▸ WHAT IS REQUIRED
Search the material below for the string "index" and extract each line that has it.

————————

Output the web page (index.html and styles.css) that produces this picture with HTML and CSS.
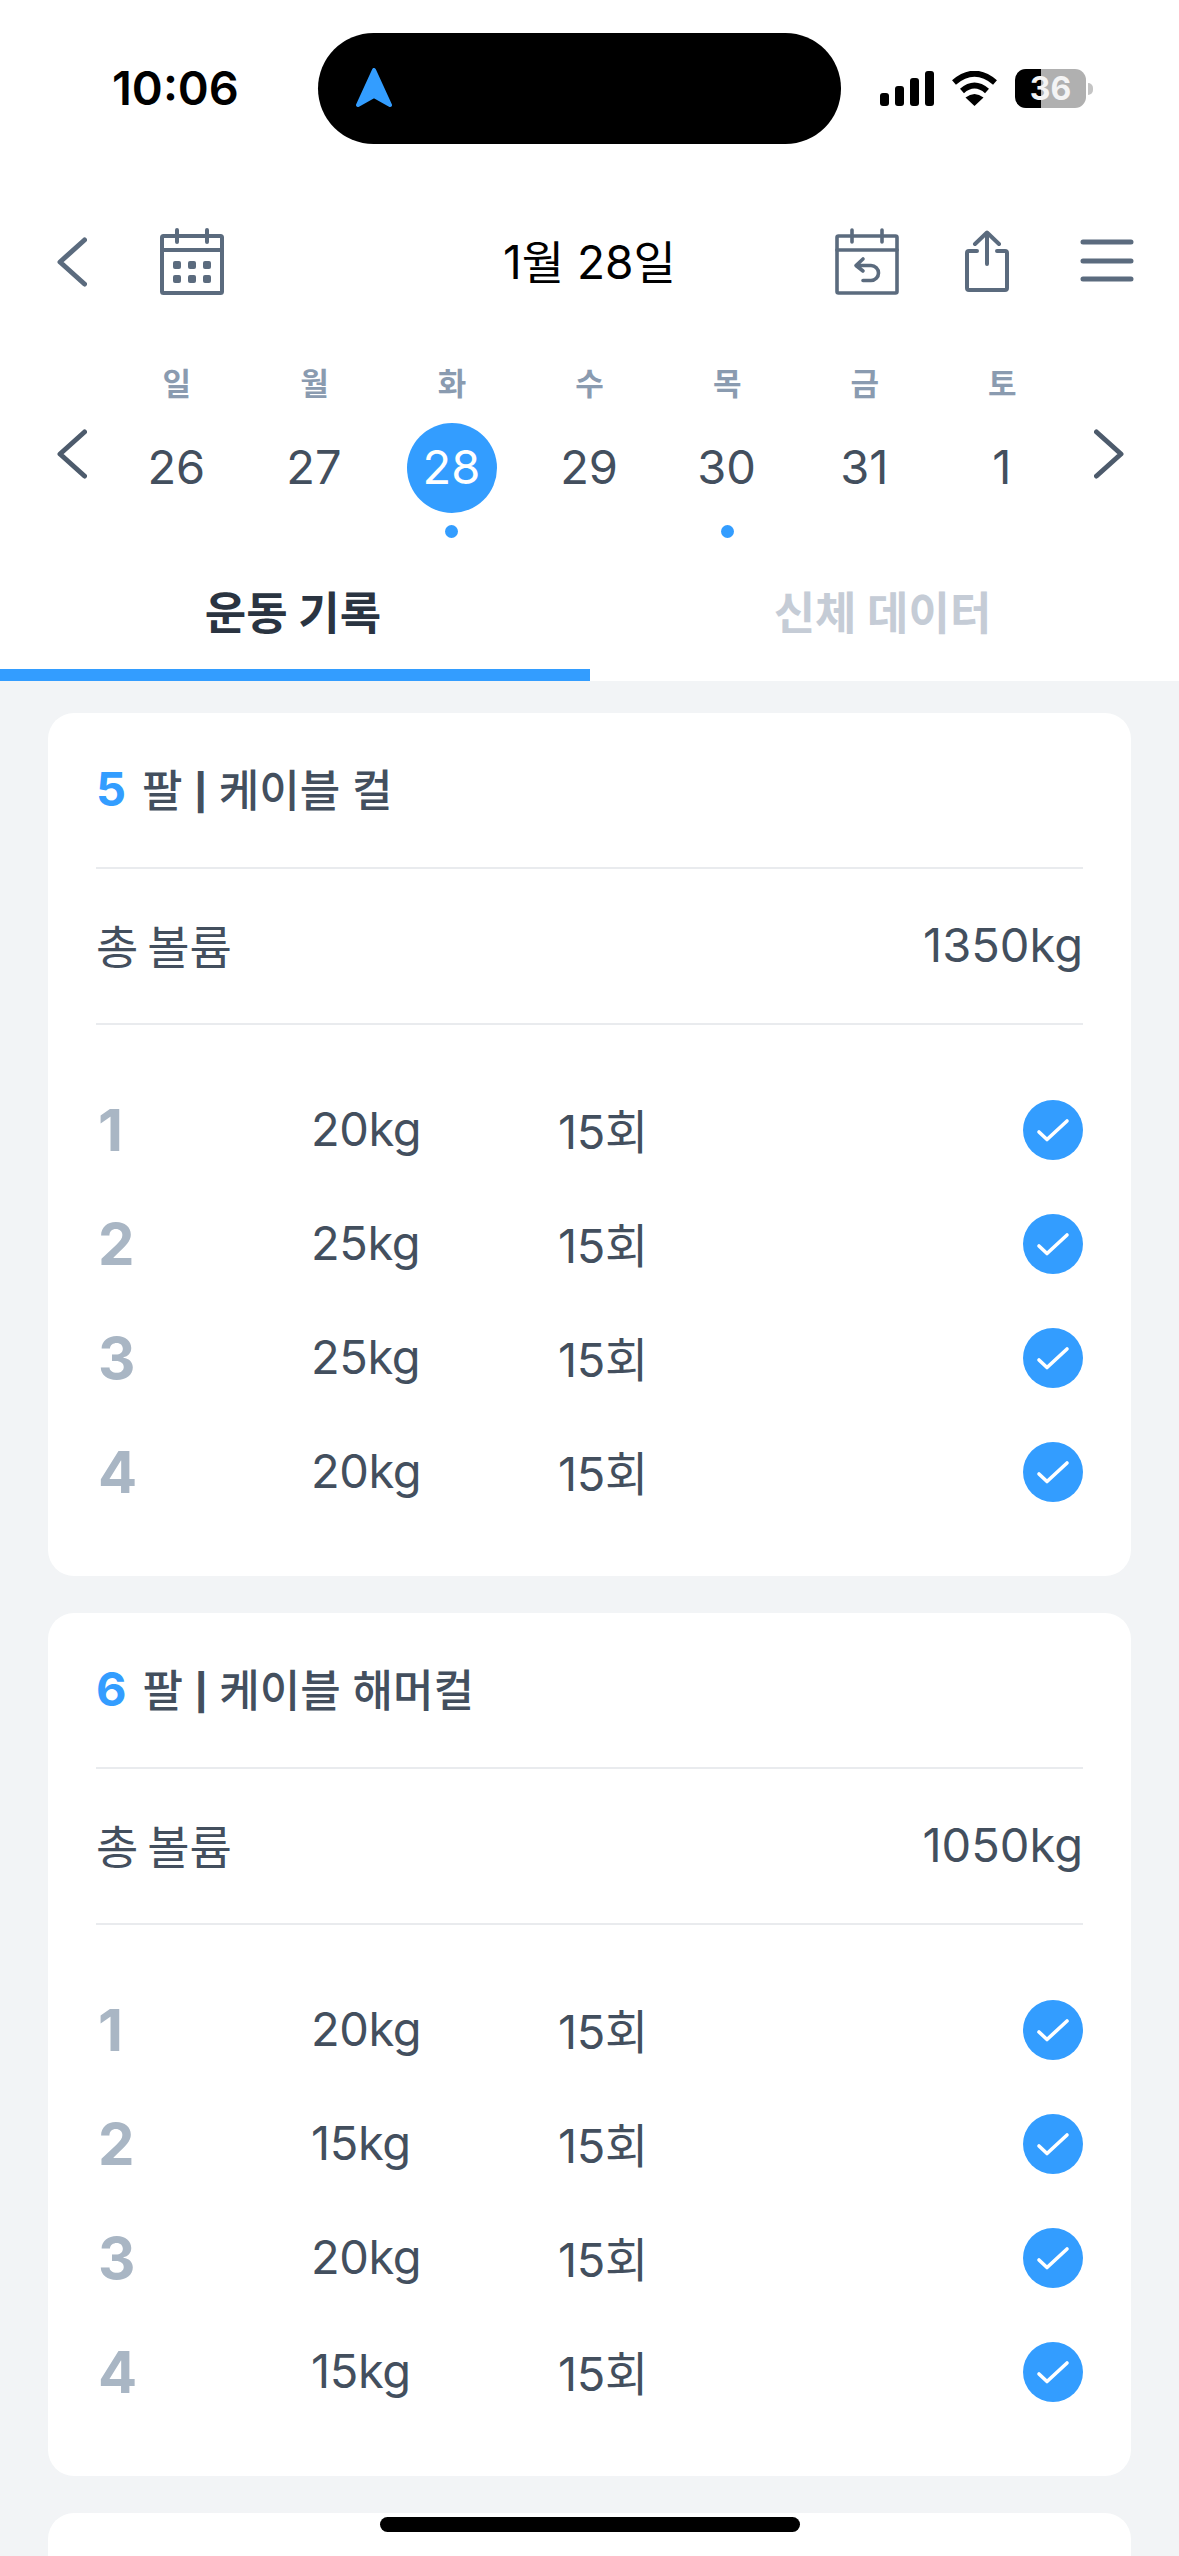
FILE: index.html
```html
<!DOCTYPE html>
<html lang="ko">
<head>
    <meta charset="UTF-8">
    <meta name="viewport" content="width=device-width, initial-scale=1.0">
    <title>운동 기록</title>
    <link rel="stylesheet" href="styles.css">
</head>
<body>

    <svg class="sprites" width="0" height="0">
        <symbol id="check" viewBox="0 0 60 60">
            <circle cx="30" cy="30" r="30" fill="#339dff"/>
            <path d="M16 32 L24 39.5 L44 21" fill="none" stroke="#fff" stroke-width="3.6" stroke-linecap="round" stroke-linejoin="round"/>
        </symbol>
        <symbol id="chevron" viewBox="0 0 30 50">
            <path d="M27.5 3 L3 25 L27.5 47" fill="none" stroke="currentColor" stroke-width="5" stroke-linecap="round" stroke-linejoin="round"/>
        </symbol>
    </svg>

    <div class="phone">
        <div class="status">
            <div class="time">10:06</div>
            <div class="island">
                <svg width="38" height="41" viewBox="0 0 38 41"><path d="M19 2 L35 37 L19 28 L3 37 Z" fill="#339dff" stroke="#339dff" stroke-width="4" stroke-linejoin="round"/></svg>
            </div>
            <div class="status-icons">
                <div class="signal">
                    <span class="bar1"></span><span class="bar2"></span><span class="bar3"></span><span class="bar4"></span>
                </div>
                <svg width="47" height="35" viewBox="0 0 47 35">
                    <path d="M3 11.5 Q23.5 -6 44 11.5" fill="none" stroke="#000" stroke-width="6"/>
                    <path d="M11 20 Q23.5 9 36 20" fill="none" stroke="#000" stroke-width="6"/>
                    <path d="M14.5 26.5 Q23.5 19.5 32.5 26.5 L23.5 35 Z" fill="#000"/>
                </svg>
                <div class="battery">
                    <div class="battery-fill"></div>
                    <span class="battery-num">36</span>
                </div>
                <div class="battery-cap"></div>
            </div>
        </div>

        <div class="topbar">
            <div class="topbar-left">
                <svg class="icon chevron"><use href="#chevron"/></svg>
                <svg class="icon" width="64" height="67" viewBox="0 0 64 67" fill="none" stroke="#5b6b7e" stroke-width="4" stroke-linecap="round" stroke-linejoin="round">
                    <rect x="2" y="8" width="60" height="57" rx="1.5"/>
                    <path d="M2 22 H62 M17 2 V14 M47 2 V14"/>
                    <g fill="#5b6b7e" stroke="none">
                        <rect x="13" y="33" width="8" height="8" rx="2"/><rect x="28" y="33" width="8" height="8" rx="2"/><rect x="43" y="33" width="8" height="8" rx="2"/>
                        <rect x="13" y="47" width="8" height="8" rx="2"/><rect x="28" y="47" width="8" height="8" rx="2"/><rect x="43" y="47" width="8" height="8" rx="2"/>
                    </g>
                </svg>
            </div>
            <div class="date-title">1월 28일</div>
            <div class="topbar-right">
                <svg class="icon" width="64" height="67" viewBox="0 0 64 67" fill="none" stroke="#5b6b7e" stroke-width="3.6" stroke-linecap="round" stroke-linejoin="round">
                    <rect x="2" y="8" width="60" height="57" rx="1.5"/>
                    <path d="M2 22 H62 M17 2 V14 M47 2 V14"/>
                    <path d="M28 31 L21 37.5 L28 43 M21 37.5 H36 A7.5 7.5 0 0 1 36 52.5 H28"/>
                </svg>
                <svg class="icon share" width="44" height="62" viewBox="0 0 44 62" fill="none" stroke="#5b6b7e" stroke-width="4" stroke-linecap="round" stroke-linejoin="round">
                    <path d="M12 21 H4 A2 2 0 0 0 2 23 V58 A2 2 0 0 0 4 60 H40 A2 2 0 0 0 42 58 V23 A2 2 0 0 0 40 21 H32"/>
                    <path d="M22 34 V3 M10 14 L22 2.5 L34 14"/>
                </svg>
                <svg class="icon menu" width="54" height="44" viewBox="0 0 54 44" fill="none" stroke="#5b6b7e" stroke-width="5" stroke-linecap="round">
                    <path d="M3 3 H51 M3 22 H51 M3 40 H51"/>
                </svg>
            </div>
        </div>

        <div class="week">
            <svg class="week-arrow"><use href="#chevron"/></svg>
            <div class="week-days">
                <div class="day"><span class="day-name">일</span><span class="day-num">26</span></div>
                <div class="day"><span class="day-name">월</span><span class="day-num">27</span></div>
                <div class="day has-log"><span class="day-name">화</span><span class="day-num selected">28</span></div>
                <div class="day"><span class="day-name">수</span><span class="day-num">29</span></div>
                <div class="day has-log"><span class="day-name">목</span><span class="day-num">30</span></div>
                <div class="day"><span class="day-name">금</span><span class="day-num">31</span></div>
                <div class="day"><span class="day-name">토</span><span class="day-num">1</span></div>
            </div>
            <svg class="week-arrow flip"><use href="#chevron"/></svg>
        </div>

        <div class="tabs">
            <div class="tab active">운동 기록</div>
            <div class="tab">신체 데이터</div>
        </div>

        <div class="content">
            <div class="card">
                <div class="card-title"><b>5</b> 팔 <span class="pipe">|</span> 케이블 컬</div>
                <div class="card-total"><span>총 볼륨</span><span>1350kg</span></div>
                <div class="sets">
                    <div class="set"><span class="set-no">1</span><span class="set-val">20kg</span><span class="set-val">15회</span><svg class="check"><use href="#check"/></svg></div>
                    <div class="set"><span class="set-no">2</span><span class="set-val">25kg</span><span class="set-val">15회</span><svg class="check"><use href="#check"/></svg></div>
                    <div class="set"><span class="set-no">3</span><span class="set-val">25kg</span><span class="set-val">15회</span><svg class="check"><use href="#check"/></svg></div>
                    <div class="set"><span class="set-no">4</span><span class="set-val">20kg</span><span class="set-val">15회</span><svg class="check"><use href="#check"/></svg></div>
                </div>
            </div>

            <div class="card">
                <div class="card-title"><b>6</b> 팔 <span class="pipe">|</span> 케이블 해머컬</div>
                <div class="card-total"><span>총 볼륨</span><span>1050kg</span></div>
                <div class="sets">
                    <div class="set"><span class="set-no">1</span><span class="set-val">20kg</span><span class="set-val">15회</span><svg class="check"><use href="#check"/></svg></div>
                    <div class="set"><span class="set-no">2</span><span class="set-val">15kg</span><span class="set-val">15회</span><svg class="check"><use href="#check"/></svg></div>
                    <div class="set"><span class="set-no">3</span><span class="set-val">20kg</span><span class="set-val">15회</span><svg class="check"><use href="#check"/></svg></div>
                    <div class="set"><span class="set-no">4</span><span class="set-val">15kg</span><span class="set-val">15회</span><svg class="check"><use href="#check"/></svg></div>
                </div>
            </div>

            <div class="card"></div>
        </div>

        <div class="home-bar"></div>
    </div>

</body>
</html>
```

FILE: styles.css
```css
* {
    box-sizing: border-box;
}

body {
    margin: 0;
    font-family: Inter, "Noto Sans CJK KR", sans-serif;
    color: #434f5e;
    background: #fff;
}

.sprites {
    position: absolute;
}

.phone {
    position: relative;
    width: 1179px;
    height: 2556px;
    overflow: hidden;
    display: flex;
    flex-direction: column;
}

/* status bar */
.status {
    display: flex;
    height: 190px;
    padding-top: 33px;
    flex-shrink: 0;
}

.time {
    width: 318px;
    height: 111px;
    padding-left: 112px;
    font-size: 47px;
    font-weight: 600;
    line-height: 109px;
    color: #000;
}

.island {
    width: 523px;
    height: 111px;
    border-radius: 56px;
    background: #000;
    padding-left: 37px;
    display: flex;
    align-items: center;
}

.status-icons {
    display: flex;
    align-items: center;
    height: 111px;
    padding-left: 39px;
}

.signal {
    display: flex;
    align-items: flex-end;
    gap: 6px;
    height: 35px;
    margin-right: 17px;
}

.signal span {
    width: 9px;
    border-radius: 3px;
    background: #000;
}

.bar1 { height: 13px; }
.bar2 { height: 20px; }
.bar3 { height: 28px; }
.bar4 { height: 35px; }

.battery {
    position: relative;
    width: 71px;
    height: 39px;
    margin-left: 17px;
    border-radius: 11px;
    background: #b0b0b0;
    overflow: hidden;
    display: flex;
    align-items: center;
    justify-content: center;
}

.battery-fill {
    position: absolute;
    left: 0;
    top: 0;
    bottom: 0;
    width: 26px;
    background: #000;
}

.battery-num {
    position: relative;
    font-size: 32px;
    font-weight: 700;
    color: #f4f4f4;
}

.battery-cap {
    width: 5px;
    height: 12px;
    margin-left: 2px;
    border-radius: 0 6px 6px 0;
    background: #c4c4c4;
}

/* top bar */
.topbar {
    display: grid;
    grid-template-columns: 1fr auto 1fr;
    align-items: center;
    height: 67px;
    margin-top: 36px;
    padding: 0 45px;
    flex-shrink: 0;
}

.topbar-left,
.topbar-right {
    display: flex;
    align-items: center;
}

.topbar-left {
    padding-left: 12px;
}

.topbar-right {
    justify-content: flex-end;
}

.icon {
    display: block;
}

.chevron {
    width: 30px;
    height: 50px;
    margin-right: 73px;
    margin-top: 2px;
    color: #5b6b7e;
}

.share {
    margin-left: 66px;
}

.menu {
    margin-left: 71px;
}

.date-title {
    padding-top: 3px;
    font-size: 46px;
    color: #000;
    line-height: 67px;
}

/* week strip */
.week {
    display: flex;
    align-items: flex-start;
    margin-top: 72px;
    flex-shrink: 0;
}

.week-arrow {
    width: 30px;
    height: 50px;
    margin: 64px 21px 0 57px;
    color: #4d5b6c;
    flex-shrink: 0;
}

.week-arrow.flip {
    margin: 64px 0 0 23px;
    transform: scaleX(-1);
}

.week-days {
    display: grid;
    grid-template-columns: repeat(7, 137.6px);
}

.day {
    position: relative;
    display: flex;
    flex-direction: column;
    align-items: center;
    height: 195px;
}

.day-name {
    height: 38px;
    font-size: 31px;
    font-weight: 600;
    line-height: 38px;
    color: #8a9bb0;
}

.day-num {
    width: 90px;
    height: 90px;
    margin-top: 20px;
    border-radius: 50%;
    padding-right: 1px;
    font-size: 47px;
    line-height: 88px;
    text-align: center;
}

.day-num.selected {
    background: #339dff;
    color: #fff;
}

.has-log::after {
    content: "";
    width: 13px;
    height: 13px;
    margin-top: 12px;
    border-radius: 50%;
    background: #339dff;
}

/* tabs */
.tabs {
    display: grid;
    grid-template-columns: 590px 589px;
    height: 121px;
    flex-shrink: 0;
}

.tab {
    display: flex;
    align-items: center;
    justify-content: center;
    padding: 0 4px 20px 0;
    font-size: 45px;
    font-weight: 700;
    color: #c5ccd6;
}

.tab.active {
    color: #2a3441;
    border-bottom: 12px solid #339dff;
    padding-bottom: 8px;
}

/* record cards */
.content {
    flex: 1;
    display: flex;
    flex-direction: column;
    gap: 37px;
    padding: 32px 48px 0;
    background: #f2f4f6;
}

.card {
    height: 863px;
    padding: 0 48px;
    border-radius: 26px;
    background: #fff;
    flex-shrink: 0;
}

.card-title {
    display: flex;
    align-items: center;
    gap: 12px;
    height: 156px;
    padding-bottom: 4px;
    border-bottom: 2px solid #e9ebee;
    font-size: 44px;
    font-weight: 500;
}

.card-title b {
    margin-right: 4px;
    font-size: 47px;
    font-weight: 700;
    color: #339dff;
}

.pipe {
    font-family: "Liberation Sans", sans-serif;
    font-weight: 700;
}

.card-total {
    display: flex;
    align-items: center;
    justify-content: space-between;
    height: 156px;
    padding-bottom: 4px;
    border-bottom: 2px solid #e9ebee;
    font-size: 47px;
    word-spacing: -4px;
}

.card-total span:first-child {
    font-size: 46px;
}

.sets {
    padding-top: 48px;
}

.set {
    display: grid;
    grid-template-columns: 213px 247px 1fr 60px;
    margin-left: 2px;
    align-items: center;
    height: 114px;
    font-size: 47px;
}

.set-val {
    padding-bottom: 4px;
    letter-spacing: -0.4px;
}

.set-no {
    font-size: 58px;
    font-weight: 700;
    color: #a9b6c4;
}

.check {
    width: 60px;
    height: 60px;
}

/* home indicator */
.home-bar {
    position: absolute;
    left: 380px;
    bottom: 24px;
    width: 420px;
    height: 15px;
    border-radius: 8px;
    background: #000;
}
```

————————

▸ WORKED ANSWER
Output the web page (index.html and styles.css) that produces this picture with HTML and CSS.
FILE: index.html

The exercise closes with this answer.